Use XML for: document-shaped data (where text and markup intermix), industries with mature XML standards, or when you need strict schema validation with XSD's power.

Conversions and tooling

  • JSON ↔ YAML: jq, yq, online converters. Conversion is mostly lossless (YAML can express everything JSON can).
  • JSON ↔ XML: not lossless. XML attributes vs elements creates ambiguity. Use xq (jq-like for XML).
  • YAML ↔ XML: rare but possible via JSON intermediate.

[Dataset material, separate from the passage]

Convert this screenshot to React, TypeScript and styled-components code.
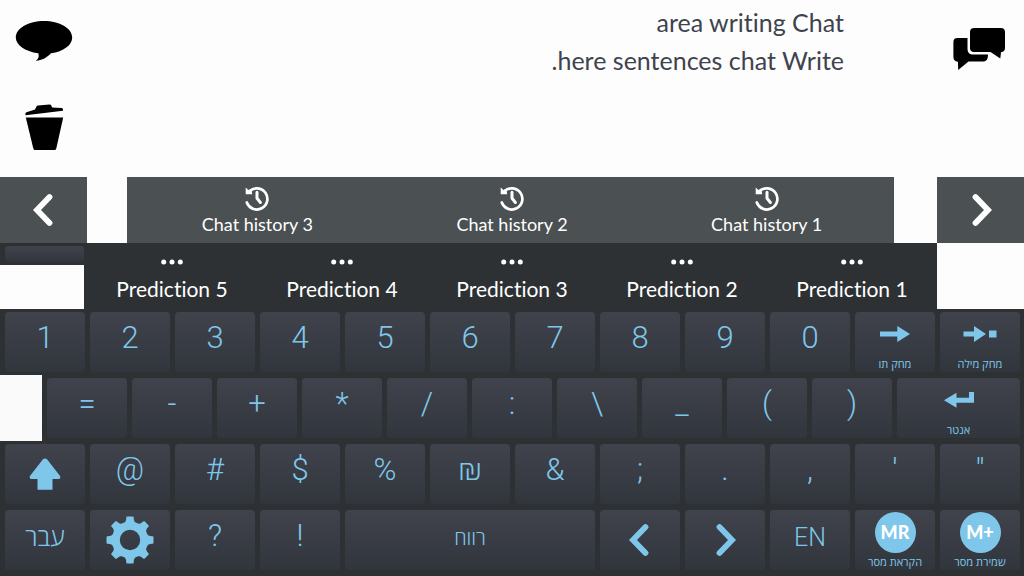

Newer alternatives worth knowing

  • TOML: simpler than YAML, supports comments, less ambiguity. Used by Cargo (Rust), pyproject.toml.
  • HCL (Hashicorp Config Language): Terraform configs. Mix of declarative and expressions.
  • JSON5 / JSONC: JSON with comments and trailing commas. Limited adoption but useful for configs.
  • Protocol Buffers / Avro / MessagePack: binary formats for high-throughput, schema-driven systems.

Common mistakes

  • Using YAML for APIs. Slow to parse, ambiguous typing, harder client tooling.
  • Using JSON for hand-editable config. No comments, no trailing commas, brittle for humans.
  • Using XML for new APIs. Verbose, heavyweight, and most clients prefer JSON.
  • Trusting YAML's implicit typing. Quote anything that could ambiguously be a number, boolean, or null.
  • Allowing XML external entities by default. Disable XXE unless explicitly needed.

Key Takeaways

  • JSON for APIs (fast, native, simple). YAML for configs (comments, less syntax). XML for documents (mixed content, schema validation).
  • YAML's implicit typing creates traps: NO becomes false, "01" might become 1. Quote ambiguous values.
  • Security matters: PyYAML's yaml.load is unsafe (use safe_load); XML XXE attacks are real (disable entities).
  • JSON has no comments, no trailing commas, no big-int precision. Workarounds (JSON5, JSONC) help for configs.
  • XML still wins for document-shaped data, mixed content, and industries with XML-based standards.